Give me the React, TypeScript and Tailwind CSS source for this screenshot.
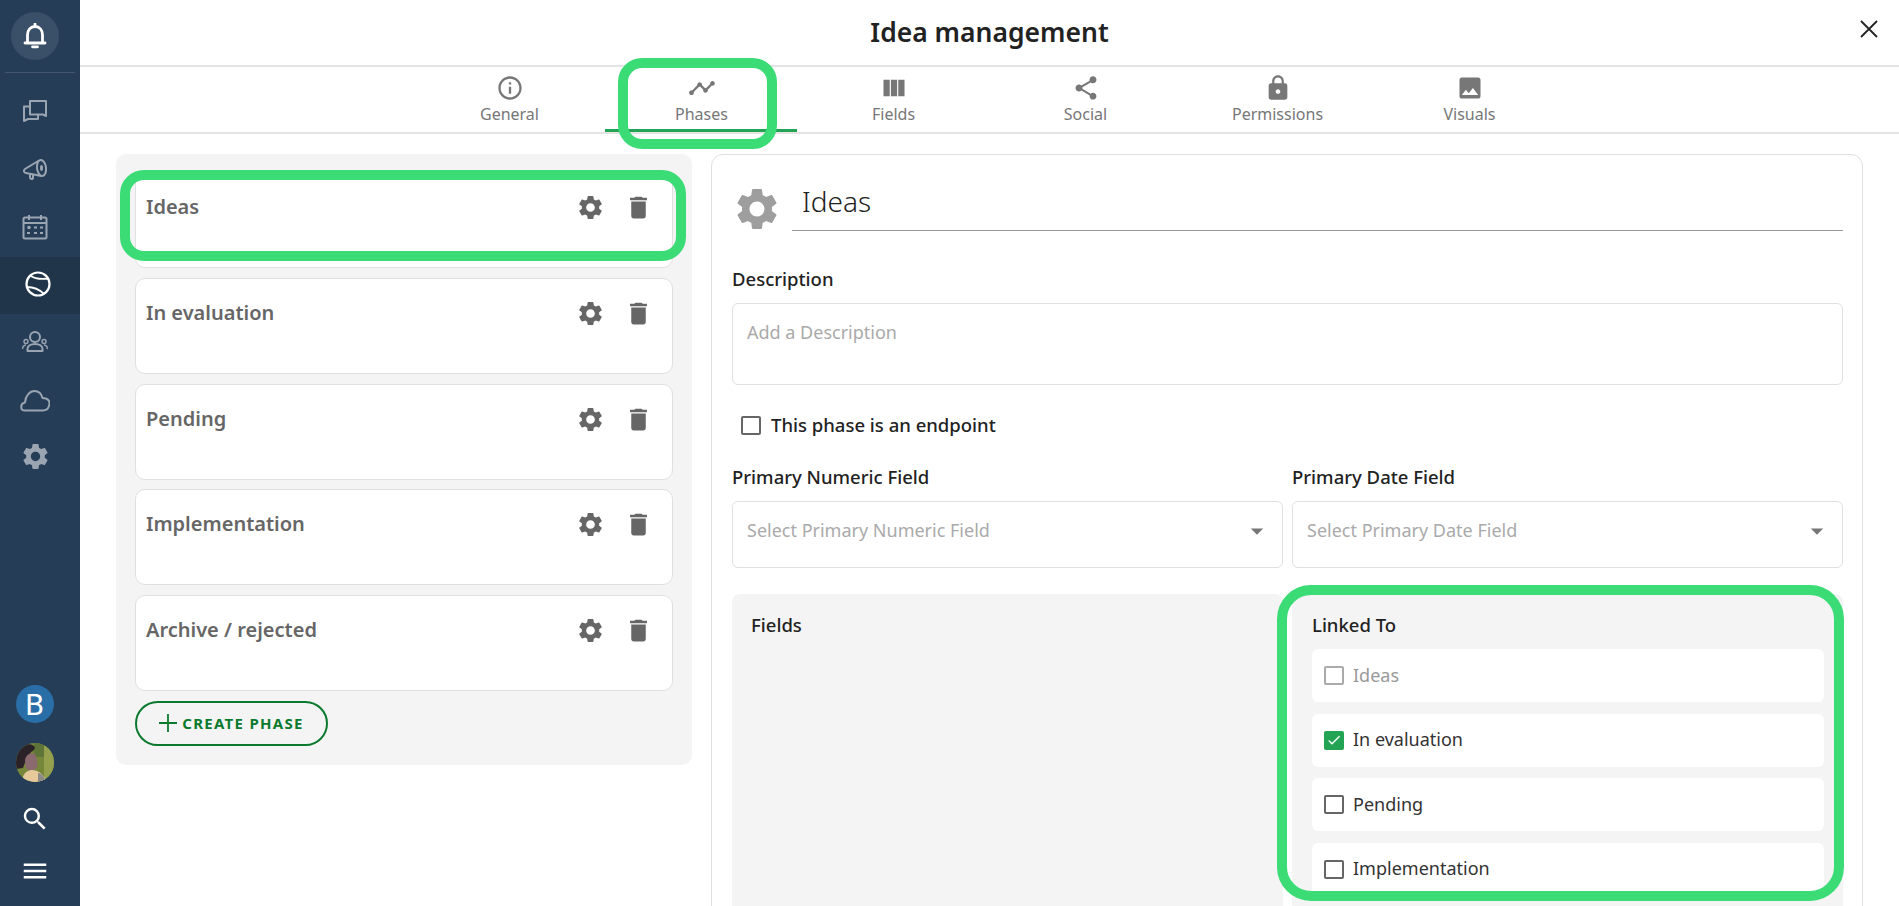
import React from "react";
import { MdSettings, MdDelete, MdInfoOutline, MdTimeline, MdViewColumn, MdShare, MdLock, MdImage, MdSearch, MdMenu, MdArrowDropDown, MdCheck } from "react-icons/md";

const tabs = [
  { label: "General", Icon: MdInfoOutline },
  { label: "Phases", Icon: MdTimeline, active: true },
  { label: "Fields", Icon: MdViewColumn },
  { label: "Social", Icon: MdShare },
  { label: "Permissions", Icon: MdLock },
  { label: "Visuals", Icon: MdImage },
];

const phases = ["Ideas", "In evaluation", "Pending", "Implementation", "Archive / rejected"];

const BellIcon = () => (
  <svg width="24" height="26" viewBox="0 0 24 26" fill="none" stroke="white" strokeWidth="2.800">
    <path d="M4.500 19V12c0-5 3-8.500 7.500-8.500S19.500 7 19.500 12v7" />
    <path d="M2 20h20" strokeLinecap="round" />
    <path d="M12 1v2" strokeLinecap="round" />
    <path d="M9.500 23.800h5" strokeLinecap="round" />
  </svg>
);

const ChatIcon = () => (
  <svg width="26" height="24" viewBox="0 0 26 24" fill="none" stroke="#9aa5b1" strokeWidth="2">
    <path d="M8 2h16v15l-3-1.500H8z" strokeLinejoin="round" />
    <path d="M8 7.500H2V22l4-2h10v-4" strokeLinejoin="round" />
  </svg>
);

const MegaphoneIcon = () => (
  <svg width="26" height="24" viewBox="0 0 26 24" fill="none" stroke="#9aa5b1" strokeWidth="2">
    <ellipse cx="19.500" cy="10" rx="4.500" ry="8" transform="rotate(-8 19.500 10)" />
    <path d="M17 2.500 3 11c-2 1.500-1 4 1 4l15.500 3" />
    <path d="M8 16v3.500c0 2 3 2 3 .5v-3" />
    <ellipse cx="19.500" cy="10" rx="1.500" ry="3" fill="#9aa5b1" stroke="none" />
  </svg>
);

const CalendarIcon = () => (
  <svg width="26" height="26" viewBox="0 0 26 26" fill="none" stroke="#9aa5b1" strokeWidth="2">
    <rect x="1.500" y="3.500" width="23" height="21" rx="1.500" />
    <path d="M1.500 9h23M7 1v5M19 1v5" />
    <circle cx="7" cy="13.500" r="1.800" fill="#9aa5b1" stroke="none" />
    <path d="M12 13.500h3M18 13.500h3M5 19h3M12 19h3M18 19h3" />
  </svg>
);

const GlobeIcon = () => (
  <svg width="26" height="26" viewBox="0 0 26 26" fill="none" stroke="white" strokeWidth="2.200">
    <circle cx="13" cy="13" r="11.500" />
    <path d="M5 4.500c5 3.500 12 4 19 3" strokeWidth="1.800" />
    <path d="M2 16c6 0 12 2 17 7" strokeWidth="1.800" />
  </svg>
);

const UsersIcon = () => (
  <svg width="26" height="22" viewBox="0 0 26 22" fill="none" stroke="#9aa5b1" strokeWidth="2">
    <circle cx="13" cy="6" r="5" />
    <path d="M5.500 20v-2c0-3 3-5 7.500-5s7.500 2 7.500 5v2z" strokeLinejoin="round" />
    <circle cx="4" cy="10.500" r="2" strokeWidth="1.400" />
    <circle cx="22" cy="10.500" r="2" strokeWidth="1.400" />
    <path d="M1 18c-1-2 1-4 3-4M25 18c1-2-1-4-3-4" strokeWidth="1.400" />
  </svg>
);

const CloudIcon = () => (
  <svg width="30" height="22" viewBox="0 0 30 22" fill="none" stroke="#9aa5b1" strokeWidth="2">
    <path d="M5 20.500c-5 0-5-7 0-8C5.500 5.500 10 1 14.500 1c4 0 7 3 8 7 6 0 8 3.500 6.500 8-1 3-3 4.500-6 4.500z" strokeLinejoin="round" />
  </svg>
);

// photo stand-in, no raster images here
const AvatarPhoto = () => (
  <svg width="38" height="39" viewBox="0 0 38 39" className="rounded-full">
    <rect width="38" height="39" fill="#76873a" />
    <rect x="28" y="0" width="10" height="39" fill="#94a04e" />
    <rect x="18" y="0" width="10" height="14" fill="#5f7438" />
    <path d="M0 8c4-7 13-9 18-5 2 2 0 5-3 6l-5 8-3 8L0 26z" fill="#2b2228" />
    <path d="M9 17c1-6 6-8 10-6 2 4 3 9 2 13-2 4-7 5-10 2-2-2-2-6-2-9z" fill="#8a6a6e" />
    <path d="M6 39c0-7 4-12 10-12s12 4 14 12z" fill="#e6c99a" />
    <path d="M22 30c3 0 6 3 8 9h-8z" fill="#8b8a86" />
  </svg>
);

const RailIcon = ({ children, active, className }: { children: React.ReactNode; active?: boolean; className?: string }) => (
  <div className={`h-[57px] flex items-center justify-center ${active ? "bg-[#203549] pr-[4px] pb-[3px]" : "pr-[10px]"} ${className ?? ""}`}>
    {children}
  </div>
);

const Sidebar = () => (
  <div className="w-[80px] shrink-0 h-full bg-[#263d58] flex flex-col">
    <div className="h-[72px] flex items-center justify-center pr-[10px]">
      <div className="w-[48px] h-[48px] rounded-full bg-[#3a4f68] flex items-center justify-center">
        <BellIcon />
      </div>
    </div>
    <div className="mx-[5px] border-t border-[#43566e] mb-[9px]" />
    <RailIcon><ChatIcon /></RailIcon>
    <RailIcon className="mt-[2px]"><MegaphoneIcon /></RailIcon>
    <RailIcon><CalendarIcon /></RailIcon>
    <RailIcon active className="mt-[2px]"><GlobeIcon /></RailIcon>
    <RailIcon className="-mt-[1px]"><UsersIcon /></RailIcon>
    <RailIcon className="mt-[2px]"><CloudIcon /></RailIcon>
    <RailIcon className="-mt-[1px]"><MdSettings size={31} color="#9aa5b1" /></RailIcon>
    <div className="flex-1" />
    <div className="flex flex-col items-center pr-[11px]">
      <div className="w-[38px] h-[38px] rounded-full bg-[#2a6ea8] flex items-center justify-center text-white text-[30px] font-['Roboto',sans-serif]">B</div>
      <div className="mt-[20px]"><AvatarPhoto /></div>
      <MdSearch size={30} color="white" className="mt-[22px]" />
      <MdMenu size={30} color="white" className="mt-[22px] mb-[20px]" />
    </div>
  </div>
);

const Checkbox = ({ state }: { state?: "checked" | "disabled" }) => {
  if (state === "checked") {
    return (
      <span className="w-[20px] h-[19px] rounded-[2px] bg-[#23a455] flex items-center justify-center shrink-0">
        <MdCheck size={16} color="white" />
      </span>
    );
  }
  return <span className={`w-[20px] h-[19px] rounded-[2px] border-2 bg-white shrink-0 ${state === "disabled" ? "border-[#aaaaaa]" : "border-[#666666]"}`} />;
};

const SelectField = ({ label, placeholder, className }: { label: string; placeholder: string; className: string }) => (
  <div className={className}>
    <div className="text-[18.5px] font-medium text-[#222222] leading-[24px]">{label}</div>
    <div className="mt-[12px] h-[67px] border border-[#e0e0e0] rounded-[6px] flex items-start justify-between pl-[14px] pr-[10px] pt-[16px]">
      <span className="text-[18px] text-[#aaaaaa] leading-[24px]">{placeholder}</span>
      <MdArrowDropDown size={30} color="#777777" className="-mt-[2px]" />
    </div>
  </div>
);

const links: { label: string; state?: "checked" | "disabled" }[] = [
  { label: "Ideas", state: "disabled" },
  { label: "In evaluation", state: "checked" },
  { label: "Pending" },
  { label: "Implementation" },
];

const Ring = ({ className }: { className: string }) => (
  <div className={`absolute border-[10px] border-[#3bdb76] ${className}`} />
);

export default function App() {
  return (
    <div className="relative w-[1899px] h-[906px] overflow-hidden bg-white flex font-['Noto_Sans',sans-serif]">
      <Sidebar />
      <div className="flex-1 min-w-0 flex flex-col">
        <div className="h-[67px] shrink-0 border-b-2 border-[#e4e4e4] relative flex items-center justify-center pt-[1px]">
          <h1 className="text-[26.5px] font-semibold text-[#222222]">Idea management</h1>
          <svg width="18" height="18" viewBox="0 0 18 18" className="absolute right-[21px] top-[20px]" stroke="#222222" strokeWidth="1.800">
            <path d="M1 1l16 16M17 1 1 17" />
          </svg>
        </div>
        <div className="h-[67px] shrink-0 border-b-2 border-[#e4e4e4] flex justify-center pr-[2px]">
          {tabs.map(({ label, Icon, active }) => (
            <div key={label} className={`w-[192px] flex flex-col items-center pt-[7px] pl-[2px] text-[#777777] ${active ? "border-b-[3px] border-[#23a455]" : ""}`}>
              <Icon size={28} color="#777777" />
              <span className="text-[16px] leading-[24px]">{label}</span>
            </div>
          ))}
        </div>
        <div className="flex-1 min-h-0 flex items-start gap-[19px] pl-[36px] pt-[20px]">
          <div className="w-[576px] bg-[#f4f4f4] rounded-[10px] pl-[19px] pr-[19px] pt-[18px] pb-[19px] flex flex-col gap-[9.75px]">
            {phases.map((phase) => (
              <div key={phase} className="h-[96px] bg-white border border-[#e0e0e0] rounded-[10px] flex items-start justify-between pl-[10px] pr-[19px] pt-[20px]">
                <span className="text-[20px] font-semibold text-[#666666] leading-[28px]">{phase}</span>
                <div className="flex items-center gap-[19px]">
                  <MdSettings size={29} color="#666666" />
                  <MdDelete size={29} color="#666666" />
                </div>
              </div>
            ))}
            <button className="w-[193px] h-[45px] border-2 border-[#0b7a2f] rounded-full flex items-center justify-center gap-[5px] text-[#0b7a2f] text-[15px] font-bold tracking-[1.3px]">
              <svg width="18" height="18" viewBox="0 0 18 18" stroke="#0b7a2f" strokeWidth="1.800"><path d="M9 0v18M0 9h18" /></svg>
              CREATE PHASE
            </button>
          </div>
          <div className="w-[1152px] h-[800px] shrink-0 border border-[#e0e0e0] rounded-[12px] pl-[20px] pr-[19px] overflow-hidden">
            <div className="flex items-start h-[102px]">
              <MdSettings size={50} color="#9e9e9e" className="mt-[29px]" />
              <div className="ml-[10px] flex-1 h-[76px] border-b border-[#999999] pl-[10px] pt-[28px] text-[28px] font-light text-[#222222] leading-[36px]">Ideas</div>
            </div>
            <div className="text-[18.5px] font-medium text-[#222222] leading-[24px] mt-[10px]">Description</div>
            <div className="mt-[12px] h-[82px] border border-[#e0e0e0] rounded-[6px] pl-[14px] pt-[16px] text-[18px] text-[#aaaaaa] leading-[24px]">Add a Description</div>
            <div className="mt-[28px] pl-[9px] flex items-center gap-[10px] h-[24px]">
              <Checkbox />
              <span className="text-[18.5px] font-medium text-[#222222]">This phase is an endpoint</span>
            </div>
            <div className="mt-[28px] flex gap-[9px]">
              <SelectField className="w-[551px]" label="Primary Numeric Field" placeholder="Select Primary Numeric Field" />
              <SelectField className="w-[551px]" label="Primary Date Field" placeholder="Select Primary Date Field" />
            </div>
            <div className="mt-[26px] flex gap-[9px]">
              <div className="w-[551px] h-[400px] bg-[#f4f4f4] rounded-[8px] pl-[19px] pt-[19px]">
                <div className="text-[18.5px] font-medium text-[#222222] leading-[24px]">Fields</div>
              </div>
              <div className="w-[551px] h-[400px] bg-[#f4f4f4] rounded-[8px] pl-[20px] pr-[19px] pt-[19px]">
                <div className="text-[18.5px] font-medium text-[#222222] leading-[24px]">Linked To</div>
                <div className="mt-[12px] flex flex-col gap-[11.500px]">
                  {links.map((link) => (
                    <div key={link.label} className="h-[53px] bg-white rounded-[6px] flex items-center pl-[12px] gap-[9px]">
                      <Checkbox state={link.state} />
                      <span className={`text-[18px] -mt-[1px] ${link.state === "disabled" ? "text-[#999999]" : "text-[#333333]"}`}>{link.label}</span>
                    </div>
                  ))}
                </div>
              </div>
            </div>
          </div>
        </div>
      </div>
      <Ring className="left-[618px] top-[58px] w-[159px] h-[91px] rounded-[24px]" />
      <Ring className="left-[120px] top-[170px] w-[566px] h-[91px] rounded-[24px]" />
      <Ring className="left-[1277px] top-[585px] w-[567px] h-[316px] rounded-[34px]" />
    </div>
  );
}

----------

▶ [Required task]
Go from the first line of the listing to the line holding "MdMenu, MdArrowDropDown, MdCheck" and, please, transcribe those lines exactly, both included, with no pictures.

▶ [Task response]
Give me the React, TypeScript and Tailwind CSS source for this screenshot.
import React from "react";
import { MdSettings, MdDelete, MdInfoOutline, MdTimeline, MdViewColumn, MdShare, MdLock, MdImage, MdSearch, MdMenu, MdArrowDropDown, MdCheck } from "react-icons/md";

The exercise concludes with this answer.